I live in South GA, but I often have to drive to North GA for work and a few weeks ago on my way back home it rained (read: it RAINED) almost the entire way home and by the time I made it to calmer stretches of the highway, I was so overstimulated the windshield wipers were a trigger. This was mostly because of the storm, and the traffic but also because I felt it necessary to continue to try and listen and process an audiobook in all of it. Finally it dawned on me to hit pause and I've never welcomed silence more in my life.
I'm reading Padraig O Tuama's In the Shelter right now and quote, "Hello. Be Muzzled." Thank God for muzzles. I need a muzzle. (Also EPF, I vote for an interview with Padraig!)
Hmm. Sort of a conundrum for me, if that’s the right word. I am by nature a quiet person. I crave quiet, yet there is sound all around me all the time. For me, the desire is to connect, so my automatic default when by myself is to turn on a podcast or the radio in the car, or to turn my phone on when I’m alone.
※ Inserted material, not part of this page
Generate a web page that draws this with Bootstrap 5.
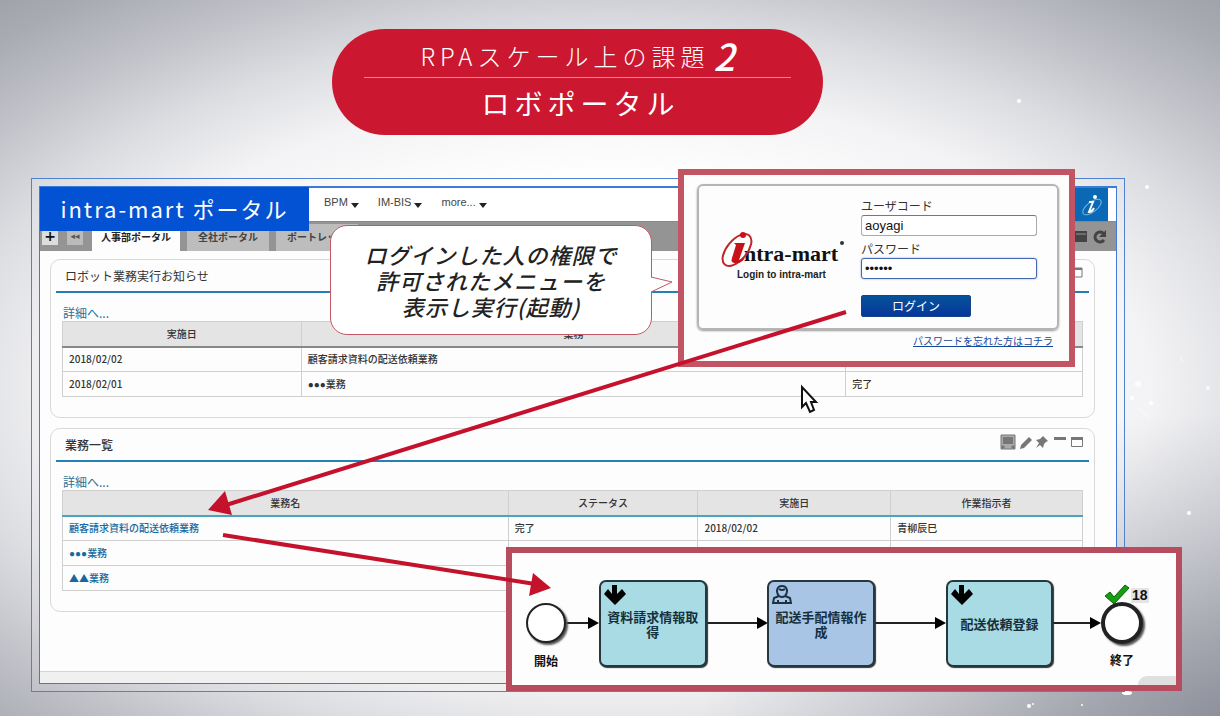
<!DOCTYPE html>
<html lang="ja">
<head>
<meta charset="utf-8">
<meta name="viewport" content="width=device-width, initial-scale=1">
<title>ロボポータル</title>
<link href="https://cdn.jsdelivr.net/npm/bootstrap@5.3.0/dist/css/bootstrap.min.css" rel="stylesheet">
<style>
body{font-family:"Noto Sans CJK JP",sans-serif;font-size:10px;line-height:16px;color:#333;min-height:100vh;
background:radial-gradient(ellipse at 100% 100%,rgba(110,114,128,.5) 0,rgba(110,114,128,0) 30%),radial-gradient(ellipse 82% 76% at 50% 54%,#fff 38%,#f3f3f5 54%,#dcdde1 66%,#c4c5cb 76%,#a9abb3 88%,#989aa4 100%) no-repeat}
.stage{min-height:100vh;padding:29px 95px 25px 31px}
.topic{width:491px;height:106px;margin:0 0 43px 301px;border-radius:53px;background:#cb172f;color:#fff;padding:10px 32px}
.topic .first{font-size:24px;font-weight:300;letter-spacing:5px;line-height:34px;border-bottom:1px solid #e58a95;height:39px}
.topic .num{font-size:37px;line-height:32px;font-weight:500;font-style:italic;letter-spacing:0;margin-left:4px}
.topic .second{font-size:28px;letter-spacing:5px;line-height:50px;padding-left:6px}
.frame{border:1px solid #4f83d2;padding:7px;background:rgba(255,255,255,.1)}
.portal{border:1px solid #3f7ad8;border-top-width:2px;background:#fdfdfd}
.brand{left:0;top:-1px;width:269px;height:44px;background:#0452d4;color:#fff;font-size:22px;letter-spacing:2px;line-height:42px;z-index:2}
.menubar{height:33px;padding-left:284px;gap:19px;font:11px/16px "Liberation Sans",sans-serif;padding-top:6px;background:#fff}
.menubar a{color:#444;text-decoration:none}
.caret{display:inline-block;border:4px solid transparent;border-top:5px solid #222;border-bottom:0;margin-left:3px;vertical-align:-2px}
.mark-i{width:33px;height:33px;margin-top:-6px;margin-right:8px;background:#0a68b5}
.tabs{height:30px;background:#949494;padding:2px 8px 0 2px;border-top:1px solid #888}
.tabs .ctl{width:16px;height:18px;margin:3px 9px 0 0;border:0;padding:0;background:#ddd;color:#111;font:bold 14px/18px "DejaVu Sans",sans-serif}
.tabs .ctl.dim{background:#bbb;color:#555;font-size:9px}
.tab-p{height:27px;background:#bdbdbd;color:#444;font-weight:700;text-decoration:none;padding:5px 11px 0;margin-right:7px;white-space:nowrap}
.tab-p.on{background:#fdfdfd;color:#222;padding:5px 9px 0}
.portlet{border:1px solid #d9d9d9;border-radius:10px;margin:0 21px 10px 10px;padding:0 5px;background:#fdfdfd}
.portlet h2{font-size:12px;font-weight:400;line-height:34px;height:33px;margin:0;padding:0 5px 0 9px;border-bottom:2px solid #2580b5}
.portlet h2 svg{margin-bottom:6px}
.portlet.b h2{font-weight:500}
.more{font-size:12px;line-height:16px;color:#2a7099;text-decoration:none;padding-left:1px}
.portlet .inner{padding:12px 6px 20px}
.grid-t{table-layout:fixed;width:100%;border-collapse:collapse;font-weight:500}
.grid-t th,.grid-t td{border:1px solid #cfcfcf;height:25px;padding:0 6px;white-space:nowrap;line-height:16px}
.grid-t th{background:#e4e4e4;text-align:center;font-weight:500;border-bottom:2px solid #888}
.b .grid-t th{border-bottom-color:#4aa3bd}
.grid-t a{color:#1568a0;text-decoration:none}
.dots{font-family:"Liberation Sans",sans-serif}
.status-bar{height:12px;border-top:1px solid #d5d5d5;background:#f0f0f0;margin-top:59px}
.balloon{left:330px;top:225px;width:322px;height:110px;border:1px solid #c25767;border-radius:17px;background:#fff;color:#222;font-size:22px;font-weight:500;font-style:italic;letter-spacing:1px;line-height:26px;padding-top:15px}
.balloon svg{left:320px;top:49px}
.login{left:678px;top:169px;width:397px;height:198px;border:6px solid #c35464;background:#fdfdfd;padding:9px 10px 0 13px}
.login .box{height:146px;border:2px solid #b5b5b5;border-radius:6px;box-shadow:0 1px 2px #999;padding:11px 20px 0 21px}
.login .logo{margin-top:26px}
.login form{width:176px}
.login label{font-size:12px;line-height:18px;display:block}
.login input{width:100%;height:21px;border:1px solid #aaa;border-top-color:#777;border-radius:3px;padding:0 3px;font:13px "Liberation Sans",sans-serif;color:#111;display:block}
.login input.focused{border-color:#4468b0;box-shadow:0 0 2px #7fa2e8;margin-bottom:16px}
.login button{width:110px;height:22px;border:1px solid #174489;border-radius:2px;background:linear-gradient(#07529a,#06369b);color:#fff;font-size:12px;line-height:18px;padding:0}
.login .forgot{color:#14489c;line-height:22px;margin-right:6px}
.flow{left:506px;top:547px;width:676px;height:144px;border:6px solid #b64c5d;background:#fdfdfd;padding:8px 33px 0 14px;color:#111;font-size:13px;line-height:15px;font-weight:700}
.task{width:108px;height:87px;border:2px solid #26383e;border-radius:7px;background:#a9dbe4;box-shadow:1px 1px 1px #333;color:#15303c;padding:27px 5px 0}
.task.user{background:#a9c5e6}
.task svg{left:3px;top:2px}
.evt{width:40px;height:40px;border:2px solid #222;border-radius:50%;background:#fff;box-shadow:2px 2px 2px #555;flex:none}
.evt.end{border-width:4px;width:42px;height:42px}
.evt-name{white-space:nowrap;font-size:12px}
.visits{font-family:"Liberation Sans",sans-serif;font-size:14px}
.visits b{background:#e4e4e4;padding:0 1px}
.cornr{right:0;bottom:0;width:38px;height:9px;background:#e0e0e0;border-radius:10px 0 0 0}
</style>
</head>
<body>
<main class="stage position-relative overflow-hidden">
  <svg class="position-absolute top-0 start-0" width="1220" height="716" fill="#fff" aria-hidden="true">
    <circle cx="1019" cy="101" r="2"/><circle cx="1147" cy="187" r="2"/><circle cx="1138" cy="384" r="3" opacity=".8"/><circle cx="1132" cy="398" r="2"/><circle cx="1151" cy="403" r="2"/><circle cx="1208" cy="388" r="2" opacity=".7"/><circle cx="1189" cy="513" r="2"/><circle cx="1082" cy="705" r="1"/><circle cx="1029" cy="706" r="2"/><circle cx="1033" cy="704" r="1"/><ellipse cx="1127" cy="693" rx="5" ry="2"/>
    <path d="M1137 407l13 11M1180 356l3 6" stroke="#fff" opacity=".7"/>
  </svg>

  <header class="topic text-center position-relative">
    <div class="first text-nowrap d-flex justify-content-center"><span>RPAスケール上の課題</span><span class="num">2</span></div>
    <div class="second">ロボポータル</div>
  </header>

  <section class="frame position-relative">
    <div class="portal position-relative">
      <div class="brand position-absolute text-center">intra-mart ポータル</div>
      <nav class="menubar d-flex">
        <a href="#">BPM<span class="caret"></span></a><a href="#">IM-BIS<span class="caret"></span></a><a href="#">more...<span class="caret"></span></a>
        <span class="mark-i ms-auto"><svg width="33" height="33" fill="none" stroke="#fff"><ellipse cx="17" cy="19" rx="11" ry="5" stroke="#6fb7df" transform="rotate(-38 17 19)"/><path d="M14 14h4l-4 10q3 0 5-4" stroke-width="2"/><circle cx="20" cy="9" r="2" fill="#fff" stroke="none"/></svg></span>
      </nav>
      <nav class="tabs d-flex">
        <button class="ctl" type="button" aria-label="追加">+</button><button class="ctl dim" type="button" aria-label="前へ">◂◂</button>
        <a class="tab-p on" href="#">人事部ポータル</a><a class="tab-p" href="#">全社ポータル</a><a class="tab-p" href="#">ポートレット</a>
        <svg class="ms-auto mt-1" width="34" height="20"><path d="M1 3h12v11H1z" fill="#444"/><path d="M2 6h10" stroke="#999"/><path d="M30 6a5 5 0 1 0 0 6" fill="none" stroke="#444" stroke-width="3"/><path d="M32 2v7h-7z" fill="#444"/></svg>
      </nav>
      <div class="pt-2"></div>
      <section class="portlet mt-0">
        <h2 class="d-flex justify-content-between align-items-center"><span>ロボット業務実行お知らせ</span><svg width="14" height="12" fill="none" stroke="#777"><path d="M1 1h11v9H1z"/><path d="M1 2h11" stroke-width="2"/></svg></h2>
        <div class="inner">
          <a class="more d-block" href="#">詳細へ...</a>
          <table class="grid-t">
            <colgroup><col style="width:23.4%"><col style="width:53.4%"><col style="width:23.2%"></colgroup>
            <thead><tr><th>実施日</th><th>業務</th><th></th></tr></thead>
            <tbody><tr><td>2018/02/02</td><td>顧客請求資料の配送依頼業務</td><td></td></tr>
            <tr><td>2018/02/01</td><td><span class="dots">●●●</span>業務</td><td>完了</td></tr></tbody>
          </table>
        </div>
      </section>
      <section class="portlet b">
        <h2 class="d-flex justify-content-between align-items-center"><span>業務一覧</span>
          <svg width="84" height="16" viewBox="0 0 84 16" fill="#777"><path d="M1 1h14v14H1z" fill="#aaa"/><path d="M3 3h10v7H3zM1 13l2-2 2 2-2 2zM15 13l-2-2-2 2 2 2z"/><path d="M1 1h14v14H1z" fill="none" stroke="#777"/><path d="M20 15l1-4 8-8 3 3-8 8z"/><path d="M43 2l5 5-2 1-2 2-1 4-3-3-4 3 3-5-3-3 4-1 2-2z"/><path d="M54 3h12v3H54z"/><path d="M71 3h12v3H71z"/><path d="M71.500 4.500h11v8h-11z" fill="none" stroke="#777"/></svg></h2>
        <div class="inner">
          <a class="more d-block" href="#">詳細へ...</a>
          <table class="grid-t">
            <colgroup><col style="width:43.7%"><col style="width:18.6%"><col style="width:18.9%"><col style="width:18.8%"></colgroup>
            <thead><tr><th>業務名</th><th>ステータス</th><th>実施日</th><th>作業指示者</th></tr></thead>
            <tbody><tr><td><a href="#">顧客請求資料の配送依頼業務</a></td><td>完了</td><td>2018/02/02</td><td>青柳辰巳</td></tr>
            <tr><td><a href="#"><span class="dots">●●●</span>業務</a></td><td></td><td></td><td></td></tr>
            <tr><td><a href="#">▲▲業務</a></td><td></td><td></td><td></td></tr></tbody>
          </table>
        </div>
      </section>
      <div class="status-bar"></div>
    </div>
  </section>

  <aside class="balloon position-absolute text-center">ログインした人の権限で<br>許可されたメニューを<br>表示し実行(起動)
    <svg class="position-absolute" width="24" height="20" fill="#fff" stroke="#c25767"><path d="M0 2l21 5L0 17"/><path d="M0 3v13" stroke="#fff" stroke-width="2"/></svg>
  </aside>

  <section class="login position-absolute">
    <div class="box d-flex justify-content-between align-items-start">
      <svg class="logo" width="130" height="60" viewBox="0 0 130 60">
        <text x="24" y="38" font-family="Liberation Serif" font-size="22" font-weight="700" fill="#111">ntra-mart</text>
        <circle cx="122" cy="20" r="2" fill="#333"/>
        <ellipse cx="17" cy="27" rx="19" ry="10" transform="rotate(-50 17 27)" fill="none" stroke="#c0272d" stroke-width="2"/>
        <path d="M14 20h11l-6 17q3 0 6-3-2 6-9 6-6 0-4-5l4-13z" fill="#c9101a"/><circle cx="23" cy="12" r="3" fill="#c9101a"/>
        <text x="17" y="55" font-family="Liberation Sans" font-size="10" font-weight="700" fill="#222">Login to intra-mart</text>
      </svg>
      <form>
        <label for="user">ユーザコード</label><input id="user" type="text" value="aoyagi">
        <label for="pass" class="mt-1">パスワード</label><input id="pass" class="focused" type="password" value="aoyagi">
        <button type="button">ログイン</button>
      </form>
    </div>
    <div class="text-end"><a class="forgot" href="#">パスワードを忘れた方はコチラ</a></div>
  </section>

  <section class="flow position-absolute">
    <div class="d-flex align-items-center position-relative h-100">
      <div class="evt position-relative"><span class="evt-name position-absolute top-100 start-50 translate-middle-x mt-2 pt-1">開始</span></div>
      <svg width="33" height="12"><path d="M0 6h24" stroke="#222" stroke-width="2"/><path d="M22 0l11 6-11 6z"/></svg>
      <div class="task position-relative text-center"><svg class="position-absolute" width="24" height="22"><path d="M8 1h5v9l5-5 4 5-11 11L0 10l4-5 4 5z"/></svg>資料請求情報取得</div>
      <svg class="flex-grow-1" width="61" height="12"><path d="M0 6h52" stroke="#222" stroke-width="2"/><path d="M50 0l11 6-11 6z"/></svg>
      <div class="task user position-relative text-center"><svg class="position-absolute" width="20" height="22" fill="none" stroke="#1d3142" stroke-width="2"><path d="M7 12c-3-3-3-10 3-10s6 7 3 10M7 12l-5 2-1 5h18l-1-5-5-2M7 12q3 2 6 0M6 16v3M14 16v3M7 5q3 2 6 0"/></svg>配送手配情報作成</div>
      <svg width="71" height="12"><path d="M0 6h62" stroke="#222" stroke-width="2"/><path d="M60 0l11 6-11 6z"/></svg>
      <div class="task position-relative d-flex align-items-center justify-content-center p-0"><svg class="position-absolute" width="24" height="22"><path d="M8 1h5v9l5-5 4 5-11 11L0 10l4-5 4 5z"/></svg>配送依頼登録</div>
      <svg width="48" height="12"><path d="M0 6h40" stroke="#222" stroke-width="2"/><path d="M37 0l11 6-11 6z"/></svg>
      <div class="evt end position-relative"><span class="evt-name position-absolute top-100 start-50 translate-middle-x mt-2 pt-1">終了</span>
        <span class="visits position-absolute bottom-100 start-0 d-flex align-items-center"><svg width="26" height="22" class="flex-shrink-0"><path d="M0 12l5-4 4 5L20 1l4 3L9 20z" fill="#15a010" stroke="#0b5c0b"/></svg><b>18</b></span></div>
    </div>
    <div class="cornr position-absolute"></div>
  </section>

  <svg class="position-absolute top-0 start-0 pe-none" width="1220" height="716" fill="#c4122c">
    <path d="M846 312L226 505M223 535l312 49" stroke="#c4122c" stroke-width="4"/>
    <path d="M208 510l17-19 7 24zM551 588l-18-15-4 23z"/>
    <path d="M802 387v20l4-4 4 9 4-2-3-8h5z" fill="#fff" stroke="#111" stroke-width="2"/>
  </svg>
</main>
<script src="https://cdn.jsdelivr.net/npm/bootstrap@5.3.0/dist/js/bootstrap.bundle.min.js"></script>
</body>
</html>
I am nudging myself towards real-life, real-time actions and moments: stopping for a spontaneous walk yesterday in a pretty park in the midst of errands, sitting in the backyard on Eclipse day where we were not in totality, and watching a giant swallowtail butterfly flit about our wild lime tree, picking up a book to read at lunch instead of browsing on my phone, trying to focus on gratitude right now today rather than dwelling on the ever-present worries of tomorrow and the next day.